Sayaka’s eyes turned black. Utterly black, like a neutron star compressed of all its light. Without warning, she lunged, like the snapping lip of an event horizon, and blended Terano’s throat with her hands. Terano was thrown into the back of her chair, skull lolling against leather, suns dancing in her eyes. Sayaka frothed crazily at the mouth, pushing like she hoped Terano’s larynx would implode, thumbs and their keratin ridges molding flesh like it was dough. Terano coughed, vision blurring, and Sayaka reared back like her leash had been tugged.

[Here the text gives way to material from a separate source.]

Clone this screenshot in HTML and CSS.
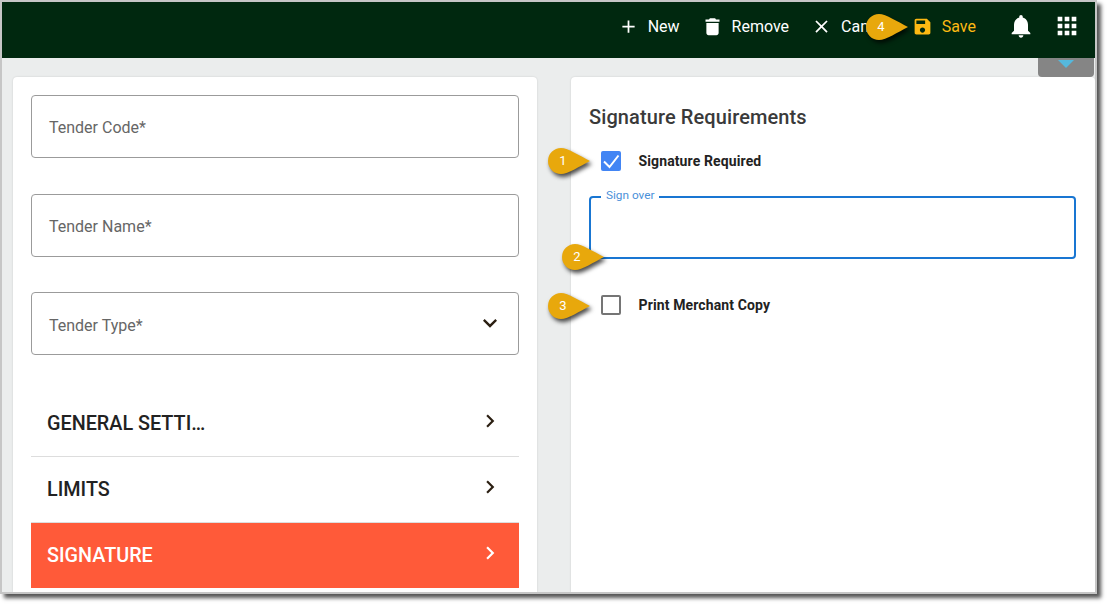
FILE: index.html
```html
<!DOCTYPE html>
<html lang="en">

<head>
    <meta charset="UTF-8">
    <title>Tender Signature Settings</title>
    <link rel="stylesheet" href="styles.css">
</head>

<body>
    <div class="window">
        <header class="topbar">
            <button class="tool">
                <svg class="icon" viewBox="0 0 24 24"><path d="M19 13h-6v6h-2v-6H5v-2h6V5h2v6h6v2z"/></svg>
                New
            </button>
            <button class="tool">
                <svg class="icon" viewBox="0 0 24 24"><path d="M9 2.500h6l1 1.500h4v2.500H4V4h4zM5 8h14v11.500c0 1.400-1.100 2.500-2.500 2.500h-9C6.100 22 5 20.900 5 19.500z"/></svg>
                Remove
            </button>
            <button class="tool">
                <svg class="icon" viewBox="0 0 24 24"><path d="M19 6.410L17.590 5 12 10.590 6.410 5 5 6.410 10.590 12 5 17.590 6.410 19 12 13.410 17.590 19 19 17.590 13.410 12z"/></svg>
                Cancel
            </button>
            <button class="tool tool-save">
                <svg class="icon" viewBox="0 0 24 24"><path d="M17 3H5c-1.110 0-2 .9-2 2v14c0 1.100.89 2 2 2h14c1.100 0 2-.9 2-2V7l-4-4zm-5 16c-1.660 0-3-1.340-3-3s1.340-3 3-3 3 1.340 3 3-1.340 3-3 3zm3-10H5V5h10v4z"/></svg>
                Save
            </button>
            <button class="tool">
                <svg class="icon icon-big" viewBox="0 0 24 24"><path d="M12 22c1.100 0 2-.9 2-2h-4c0 1.100.9 2 2 2zm6-6v-5c0-3.070-1.630-5.640-4.500-6.320V4c0-.83-.67-1.500-1.500-1.500s-1.500.67-1.500 1.500v.68C7.640 5.360 6 7.920 6 11v5l-2 2v1h16v-1l-2-2z"/></svg>
            </button>
            <button class="tool">
                <svg class="icon icon-big" viewBox="0 0 24 24"><path d="M4 8h4V4H4v4zm6 12h4v-4h-4v4zm-6 0h4v-4H4v4zm0-6h4v-4H4v4zm6 0h4v-4h-4v4zm6-10v4h4V4h-4zm-6 4h4V4h-4v4zm6 6h4v-4h-4v4zm0 6h4v-4h-4v4z"/></svg>
            </button>
        </header>

        <main class="content">
            <section class="panel">
                <div class="field">Tender Code*</div>
                <div class="field">Tender Name*</div>
                <div class="field field-select">
                    Tender Type*
                    <svg class="chevron" viewBox="0 0 24 24"><path d="M16.590 8.590L12 13.170 7.410 8.590 6 10l6 6 6-6z"/></svg>
                </div>

                <nav class="menu">
                    <a class="menu-item">
                        <span>GENERAL SETTI…</span>
                        <svg class="chevron" viewBox="0 0 24 24"><path d="M8.590 16.590L13.170 12 8.590 7.410 10 6l6 6-6 6z"/></svg>
                    </a>
                    <a class="menu-item">
                        <span>LIMITS</span>
                        <svg class="chevron" viewBox="0 0 24 24"><path d="M8.590 16.590L13.170 12 8.590 7.410 10 6l6 6-6 6z"/></svg>
                    </a>
                    <a class="menu-item menu-active">
                        <span>SIGNATURE</span>
                        <svg class="chevron" viewBox="0 0 24 24"><path d="M8.590 16.590L13.170 12 8.590 7.410 10 6l6 6-6 6z"/></svg>
                    </a>
                </nav>
            </section>

            <section class="panel">
                <h2>Signature Requirements</h2>
                <div class="check-row">
                    <span class="box box-on">
                        <svg viewBox="0 0 20 20"><path d="M3 10.500l5.500 5.500 9-11.500" fill="none" stroke="#fff" stroke-width="2"/></svg>
                    </span>
                    <span class="check-label">Signature Required</span>
                </div>
                <fieldset class="sign-over">
                    <legend>Sign over</legend>
                </fieldset>
                <div class="check-row">
                    <span class="box"></span>
                    <span class="check-label">Print Merchant Copy</span>
                </div>
            </section>
        </main>

        <div class="handle"><span class="handle-arrow"></span></div>

        <div class="callout callout-1">
            <svg viewBox="0 0 44 30"><path d="M14 1C21 1 33 9 43 14C33 19 21 27 14 27A13 13 0 0 1 14 1z"/></svg>
            <span>1</span>
        </div>
        <div class="callout callout-2">
            <svg viewBox="0 0 44 30"><path d="M14 1C21 1 33 9 43 14C33 19 21 27 14 27A13 13 0 0 1 14 1z"/></svg>
            <span>2</span>
        </div>
        <div class="callout callout-3">
            <svg viewBox="0 0 44 30"><path d="M14 1C21 1 33 9 43 14C33 19 21 27 14 27A13 13 0 0 1 14 1z"/></svg>
            <span>3</span>
        </div>
        <div class="callout callout-4">
            <svg viewBox="0 0 44 30"><path d="M14 1C21 1 33 9 43 14C33 19 21 27 14 27A13 13 0 0 1 14 1z"/></svg>
            <span>4</span>
        </div>
    </div>
</body>

</html>
```

FILE: styles.css
```css
* {
    margin: 0;
    padding: 0;
    box-sizing: border-box;
    font-family: Roboto, Arial, Helvetica, sans-serif;
}

body {
    width: 1111px;
    height: 608px;
    background-color: #fff;
    overflow: hidden;
}

.window {
    position: relative;
    display: flex;
    flex-direction: column;
    width: 1097px;
    height: 594px;
    border: 2px solid #c6c6c6;
    box-shadow: 4px 4px 4px #555;
    overflow: hidden;
}

.topbar {
    display: flex;
    align-items: center;
    justify-content: flex-end;
    flex-shrink: 0;
    height: 56px;
    padding: 0 16px 8px 0;
    gap: 22px;
    background-color: #00280f;
}

.tool {
    display: flex;
    align-items: center;
    gap: 9px;
    border: none;
    background: none;
    color: #fff;
    font-size: 16px;
}

.tool-save {
    margin-right: 11px;
    color: #fdb913;
}

.icon {
    width: 21px;
    height: 21px;
    fill: currentColor;
}

.icon-big {
    width: 28px;
    height: 28px;
    margin: -2px;
}

.content {
    display: flex;
    flex: 1;
    min-height: 0;
    gap: 34px;
    padding: 19px 0 0 11px;
    background-color: #ebeded;
}

.panel {
    width: 524px;
    background-color: #fff;
    border-radius: 4px 4px 0 0;
    padding: 18px;
    box-shadow: 0 0 2px rgba(0, 0, 0, 0.15);
}

.field {
    display: flex;
    align-items: center;
    justify-content: space-between;
    height: 63px;
    margin-bottom: 36px;
    padding: 1px 15px 0 17px;
    border: 1px solid #9b9b9b;
    border-radius: 4px;
    color: #666;
    font-size: 16px;
}

.field-select {
    margin-top: -1px;
    padding-top: 3px;
    padding-right: 14px;
}

.chevron {
    width: 26px;
    height: 26px;
    fill: #2b1f12;
}

.field-select .chevron {
    width: 28px;
    height: 28px;
    margin-top: -5px;
}

.menu-item {
    display: flex;
    align-items: center;
    justify-content: space-between;
    height: 66px;
    padding: 0 16px;
    border-bottom: 1px solid #ddd;
    color: #222;
    font-size: 19.8px;
    font-weight: 500;
}

.menu-item .chevron {
    margin-top: -5px;
}

.menu-active {
    height: 65px;
    border-bottom: none;
    background-color: #ff5a39;
    color: #fff;
}

.menu-active .chevron {
    fill: #fff;
}

h2 {
    color: #3a3a3a;
    font-size: 20px;
    font-weight: 500;
    line-height: 24px;
    letter-spacing: 0.1px;
    margin-top: 10px;
}

.check-row {
    display: flex;
    align-items: center;
    gap: 17.5px;
    height: 20px;
    margin: 22px 0 0 12px;
}

.box {
    width: 20px;
    height: 20px;
    border: 2px solid #757575;
    border-radius: 2px;
}

.box-on {
    border: none;
    background-color: #4285f4;
}

.box svg {
    display: block;
}

.check-label {
    color: #222;
    font-size: 14px;
    font-weight: 700;
    letter-spacing: 0.12px;
}

.sign-over {
    height: 71px;
    width: 487px;
    margin-top: 17px;
    margin-bottom: 36px;
    padding: 0 10px;
    border: 2px solid #1976d2;
    border-radius: 4px;
}

.sign-over + .check-row {
    margin-top: 0;
}

.sign-over legend {
    padding: 0 5px 4px;
    color: #4a90d9;
    font-size: 11.8px;
}

.handle {
    position: absolute;
    top: 56px;
    right: 1px;
    width: 56px;
    height: 19px;
    background-color: #858585;
    border-radius: 0 0 4px 4px;
    display: flex;
    justify-content: center;
}

.handle-arrow {
    width: 0;
    height: 0;
    margin-top: 2px;
    border-left: 8px solid transparent;
    border-right: 8px solid transparent;
    border-top: 8px solid #55b8dc;
}

.callout {
    position: absolute;
    width: 44px;
    height: 30px;
}

.callout svg {
    display: block;
    width: 44px;
    height: 30px;
    fill: #e8a80c;
    filter: drop-shadow(2px 3px 2px rgba(0, 0, 0, 0.7));
}

.callout span {
    position: absolute;
    top: 0;
    left: 0;
    width: 32px;
    line-height: 28px;
    text-align: center;
    color: #fff;
    font-size: 13px;
}

.callout-1 {
    top: 145px;
    left: 545px;
}

.callout-2 {
    top: 241px;
    left: 559px;
}

.callout-3 {
    top: 290px;
    left: 545px;
}

.callout-4 {
    top: 11px;
    left: 863px;
}
```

Terano’s hands shook as they collared her neck. 

 

Sayaka trembled like a leaf, staring at her pale hands as if they were besmirched with blood. “Don’t talk to me like that.” She snarled, tinny. “You have no honour, no integrity, you’re a fraud and— and— and—” a sob stuck in her throat, “you just want her dead!”

 

“Kirari—”

 

Igarashi’s divine eyes bulged. “Don’t say her name. Don’t say her name! You’re not worth it!!” Her throat was raw with salmonella, voice a rusted pole dragged through mud. She shouted and flecks of froth flew from her mouth, as if she was a rabid animal. Perhaps Terano was insane, like Kirari seemed to think, but she though she saw a halo glisten around Igarashi’s head. 


“So you are alive.” Terano said wearily, leaden in her chair. “Will you fight?” For her went unsaid. Except, Terano didn’t want Sayaka to fight for Kirari. She wanted her to fight for herself.